O grande Papa comunicou a seu embaixador em Constantinopla: “Sei tolerar por muito tempo, mas, uma vez que resolva resistir, lanço-me com alegria em todos os perigos. Antes morrer que ver a Igreja do Apóstolo São Pedro degenerar em minhas mãos”.
Por sua humildade, Gregório foi o primeiro Papa que se chamou “servo dos servos de Deus”. Em sua boca, essa declaração não era mera figura de retórica.

Consolida a liturgia, codifica o canto sagrado

Gregório foi profícuo em seus escritos, tendo todos eles alcançado grande repercussão. Daí o título que merecidamente recebeu de Doutor da Igreja. Em seu Livro da Regra Pastoral, por exemplo, uma de suas obras que mais influíram na Idade Média, fornece ao clero uma norma de vida. Já em suas Homilias, dirige-se ao povo com uma simplicidade comovedora. Sua palavra é tão eminentemente comunicativa, tão viva, tão apropriada, que a multidão a escuta religiosamente, às vezes com lágrimas, outras com aplausos.
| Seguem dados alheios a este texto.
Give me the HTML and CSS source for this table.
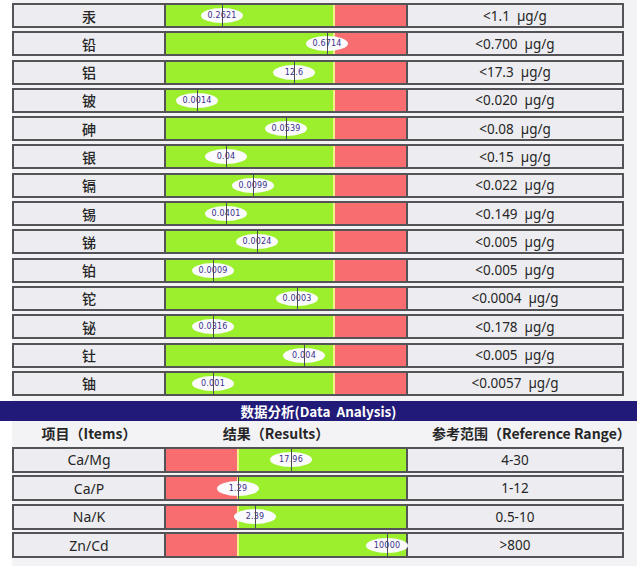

De valor mais transcendental foram sua consolidação litúrgica e a codificação do canto eclesiástico (até hoje o canto-chão leva o seu nome, gregoriano). A ele se deve, por exemplo, o costume de cantar o Kyrie eleison na Missa, a introdução do Pai Nosso antes da fração da hóstia, e dos aleluias nos ofícios divinos, mesmo fora do tempo pascal. Teve muito empenho em realizar as cerimônias de culto com muita pompa exterior, para instrução e edificação do povo[5]. Do ponto de vista da liturgia, foi um digno predecessor do Papa São Pio V.
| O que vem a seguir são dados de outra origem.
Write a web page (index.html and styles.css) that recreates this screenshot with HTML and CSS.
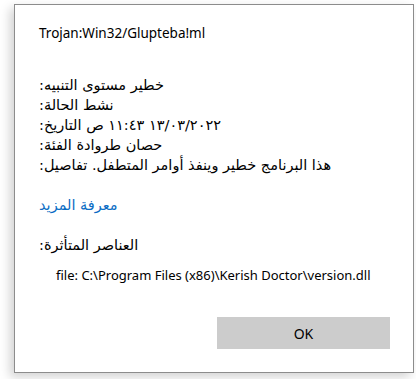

São Gregório Magno teve grande empenho na conversão dos ingleses, de modo a merecer o título de Apóstolo da Inglaterra.
O Pontífice, mesmo antes de ser eleito Papa, havia passado por diversas crises de saúde ― gota e intestinos ― que duraram meses inteiros.
Já no fim de sua vida, escreveu: “Há quase dois anos estou na cama, com grandes dores de gota, de modo que apenas nos dias de festa posso me levantar para celebrar. E logo, com a força da dor, me volto a deitar. [...] Assim, morrendo cada dia, nunca acabo de morrer, e não é maravilha que eu, sendo tão grande pecador, Deus me mantenha tanto tempo neste cárcere”. O grande Papa faleceu no dia 12 de março de 604, aos 60 anos de idade.
Plinio Maria Solimeo

[1] F. H. Dudden, Gregory the Great, 1, p. v, in The Catholic Encyclopedia, Volume VI, Copyright © 1909 by Robert Appleton Company, Online Edition Copyright © 2003 by Kevin Knight.
[2] Les Petits Bollandistes, Vies des Saints, Bloud et Barral, Libraires-Éditeurs, Paris, 1882, tomo III, p. 360.
[3] G. ROGER HUDLESTON, Saint Gregory the Great, The Catholic Encyclopedia.
[4] Fr. Justo Perez de Urbel, O.S.B., Año Cristiano, Ediciones Fax, Madrid, 1945, tomo I, p. 488.
[5] Cfr. Edelvives, El Santo de Cada Dia, Editorial Luís Vives, S.A., Saragoça, 1947, tomo II, p. 126.